OBJECTIVE —
Beginning with the first line, set down every line through the one containing "const ORANGE = '#f5813f'", exactly as it appears, but not the pictures.

RECORDED DATA —

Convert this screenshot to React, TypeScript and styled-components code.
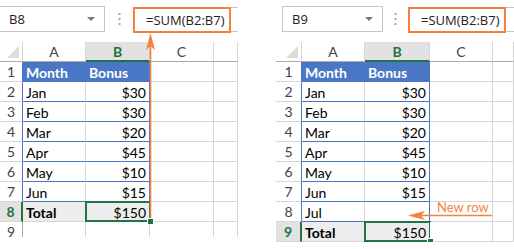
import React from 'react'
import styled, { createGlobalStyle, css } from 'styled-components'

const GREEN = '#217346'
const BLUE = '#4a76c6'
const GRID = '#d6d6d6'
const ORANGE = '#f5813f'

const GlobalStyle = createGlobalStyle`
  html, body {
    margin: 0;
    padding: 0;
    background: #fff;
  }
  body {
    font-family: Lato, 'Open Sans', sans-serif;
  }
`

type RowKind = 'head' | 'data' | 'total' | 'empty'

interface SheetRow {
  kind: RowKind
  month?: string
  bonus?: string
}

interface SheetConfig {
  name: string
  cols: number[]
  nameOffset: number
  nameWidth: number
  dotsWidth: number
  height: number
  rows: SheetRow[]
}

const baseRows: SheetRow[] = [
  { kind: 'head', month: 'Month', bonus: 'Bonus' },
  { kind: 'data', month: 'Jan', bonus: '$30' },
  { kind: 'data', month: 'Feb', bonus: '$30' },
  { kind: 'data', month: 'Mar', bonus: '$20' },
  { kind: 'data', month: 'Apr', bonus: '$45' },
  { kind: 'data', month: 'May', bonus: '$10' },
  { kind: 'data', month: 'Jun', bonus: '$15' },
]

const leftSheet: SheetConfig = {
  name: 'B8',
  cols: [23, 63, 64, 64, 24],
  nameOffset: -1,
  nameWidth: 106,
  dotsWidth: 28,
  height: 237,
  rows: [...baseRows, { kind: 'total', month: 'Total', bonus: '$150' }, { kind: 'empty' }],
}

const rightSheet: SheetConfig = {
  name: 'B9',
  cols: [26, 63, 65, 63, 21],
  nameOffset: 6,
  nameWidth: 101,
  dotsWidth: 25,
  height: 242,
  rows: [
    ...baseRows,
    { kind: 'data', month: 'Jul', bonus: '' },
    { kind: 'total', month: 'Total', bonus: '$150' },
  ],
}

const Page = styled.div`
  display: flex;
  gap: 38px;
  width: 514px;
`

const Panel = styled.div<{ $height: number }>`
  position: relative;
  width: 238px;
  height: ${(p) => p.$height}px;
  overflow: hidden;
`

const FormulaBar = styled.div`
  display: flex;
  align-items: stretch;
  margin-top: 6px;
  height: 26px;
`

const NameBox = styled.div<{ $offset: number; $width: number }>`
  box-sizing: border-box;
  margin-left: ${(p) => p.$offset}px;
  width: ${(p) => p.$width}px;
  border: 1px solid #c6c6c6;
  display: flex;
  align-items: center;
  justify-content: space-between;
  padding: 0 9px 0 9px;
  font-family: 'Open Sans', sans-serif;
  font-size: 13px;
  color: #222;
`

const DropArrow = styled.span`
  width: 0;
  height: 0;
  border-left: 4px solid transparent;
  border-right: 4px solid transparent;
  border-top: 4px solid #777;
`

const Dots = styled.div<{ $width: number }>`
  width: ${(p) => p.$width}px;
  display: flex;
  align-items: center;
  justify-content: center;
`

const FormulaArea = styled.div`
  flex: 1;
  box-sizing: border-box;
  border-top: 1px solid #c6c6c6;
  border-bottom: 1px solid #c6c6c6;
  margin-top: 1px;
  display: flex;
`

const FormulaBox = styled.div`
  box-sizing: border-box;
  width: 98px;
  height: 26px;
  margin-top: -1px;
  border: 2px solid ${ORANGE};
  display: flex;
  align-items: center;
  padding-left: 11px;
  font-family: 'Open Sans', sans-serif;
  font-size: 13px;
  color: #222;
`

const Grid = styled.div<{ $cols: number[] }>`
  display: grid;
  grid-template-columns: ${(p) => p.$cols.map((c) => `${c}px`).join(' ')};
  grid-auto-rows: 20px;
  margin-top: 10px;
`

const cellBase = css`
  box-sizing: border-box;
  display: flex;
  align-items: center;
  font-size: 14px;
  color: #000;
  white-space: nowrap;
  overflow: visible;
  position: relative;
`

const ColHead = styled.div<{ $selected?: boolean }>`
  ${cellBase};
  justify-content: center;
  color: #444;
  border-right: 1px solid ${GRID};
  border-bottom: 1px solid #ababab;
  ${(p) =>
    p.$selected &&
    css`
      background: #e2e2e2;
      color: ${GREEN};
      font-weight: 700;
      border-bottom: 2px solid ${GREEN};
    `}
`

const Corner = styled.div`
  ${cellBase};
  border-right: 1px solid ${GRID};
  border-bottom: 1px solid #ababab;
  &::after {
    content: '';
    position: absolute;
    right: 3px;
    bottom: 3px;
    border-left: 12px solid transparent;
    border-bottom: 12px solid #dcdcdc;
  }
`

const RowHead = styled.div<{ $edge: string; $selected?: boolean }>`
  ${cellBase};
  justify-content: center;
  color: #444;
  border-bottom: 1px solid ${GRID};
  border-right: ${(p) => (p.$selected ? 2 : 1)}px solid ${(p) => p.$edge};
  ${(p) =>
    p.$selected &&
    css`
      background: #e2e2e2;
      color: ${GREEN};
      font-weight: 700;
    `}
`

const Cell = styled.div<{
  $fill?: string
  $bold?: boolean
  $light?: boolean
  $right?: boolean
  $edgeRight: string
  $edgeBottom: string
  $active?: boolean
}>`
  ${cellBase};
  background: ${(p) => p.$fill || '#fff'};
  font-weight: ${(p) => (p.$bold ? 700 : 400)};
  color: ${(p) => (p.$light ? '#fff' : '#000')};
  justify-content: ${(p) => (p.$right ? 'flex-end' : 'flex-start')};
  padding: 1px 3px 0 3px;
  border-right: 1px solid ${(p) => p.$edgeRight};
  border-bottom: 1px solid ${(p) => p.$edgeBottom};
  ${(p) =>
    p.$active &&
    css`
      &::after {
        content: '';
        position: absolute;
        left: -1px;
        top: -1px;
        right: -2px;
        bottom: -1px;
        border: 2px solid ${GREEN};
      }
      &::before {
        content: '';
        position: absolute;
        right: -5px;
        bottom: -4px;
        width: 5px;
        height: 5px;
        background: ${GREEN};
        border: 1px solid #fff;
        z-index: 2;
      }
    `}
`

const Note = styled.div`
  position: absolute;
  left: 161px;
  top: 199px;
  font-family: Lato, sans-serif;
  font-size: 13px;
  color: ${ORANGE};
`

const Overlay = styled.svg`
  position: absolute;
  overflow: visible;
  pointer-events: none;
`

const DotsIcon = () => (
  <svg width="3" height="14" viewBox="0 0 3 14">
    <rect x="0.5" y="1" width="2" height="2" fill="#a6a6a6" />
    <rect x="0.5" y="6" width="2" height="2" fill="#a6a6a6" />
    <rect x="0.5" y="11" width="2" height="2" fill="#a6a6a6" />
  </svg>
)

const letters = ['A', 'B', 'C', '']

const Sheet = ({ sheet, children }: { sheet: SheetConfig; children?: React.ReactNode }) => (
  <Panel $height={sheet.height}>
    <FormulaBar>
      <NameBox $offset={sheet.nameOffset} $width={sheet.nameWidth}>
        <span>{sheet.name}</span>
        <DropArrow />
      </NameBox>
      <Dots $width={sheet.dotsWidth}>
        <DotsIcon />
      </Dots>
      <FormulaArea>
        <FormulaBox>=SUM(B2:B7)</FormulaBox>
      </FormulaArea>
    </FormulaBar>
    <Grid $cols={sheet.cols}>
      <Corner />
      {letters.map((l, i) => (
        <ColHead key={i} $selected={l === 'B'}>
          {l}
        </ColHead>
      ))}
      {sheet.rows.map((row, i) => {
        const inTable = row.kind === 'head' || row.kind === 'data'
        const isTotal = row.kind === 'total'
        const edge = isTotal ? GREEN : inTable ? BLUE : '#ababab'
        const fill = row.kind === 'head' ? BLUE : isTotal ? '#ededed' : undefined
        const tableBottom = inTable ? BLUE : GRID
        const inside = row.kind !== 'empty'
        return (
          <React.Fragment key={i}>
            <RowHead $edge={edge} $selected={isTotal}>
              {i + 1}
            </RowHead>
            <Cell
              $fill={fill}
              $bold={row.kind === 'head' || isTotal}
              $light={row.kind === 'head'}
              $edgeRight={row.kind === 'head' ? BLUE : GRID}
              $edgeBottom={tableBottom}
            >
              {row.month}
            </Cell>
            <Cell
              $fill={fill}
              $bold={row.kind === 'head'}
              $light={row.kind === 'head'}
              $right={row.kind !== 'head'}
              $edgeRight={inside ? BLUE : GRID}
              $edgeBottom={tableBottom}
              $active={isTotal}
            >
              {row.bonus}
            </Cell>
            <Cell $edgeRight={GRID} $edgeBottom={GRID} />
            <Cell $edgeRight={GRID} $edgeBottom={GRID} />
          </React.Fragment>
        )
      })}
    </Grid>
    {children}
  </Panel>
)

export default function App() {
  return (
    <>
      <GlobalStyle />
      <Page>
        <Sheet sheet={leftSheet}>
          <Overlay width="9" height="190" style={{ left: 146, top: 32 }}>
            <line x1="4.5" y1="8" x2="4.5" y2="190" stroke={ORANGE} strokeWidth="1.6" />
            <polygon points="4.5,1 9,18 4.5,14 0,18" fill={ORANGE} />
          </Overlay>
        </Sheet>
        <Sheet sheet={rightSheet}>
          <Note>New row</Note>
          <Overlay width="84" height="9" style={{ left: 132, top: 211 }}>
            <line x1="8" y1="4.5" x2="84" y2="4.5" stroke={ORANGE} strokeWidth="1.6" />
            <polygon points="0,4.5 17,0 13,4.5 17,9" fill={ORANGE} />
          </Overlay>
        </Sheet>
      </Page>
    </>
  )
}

ANSWER BELOW —
Convert this screenshot to React, TypeScript and styled-components code.
import React from 'react'
import styled, { createGlobalStyle, css } from 'styled-components'

const GREEN = '#217346'
const BLUE = '#4a76c6'
const GRID = '#d6d6d6'
const ORANGE = '#f5813f'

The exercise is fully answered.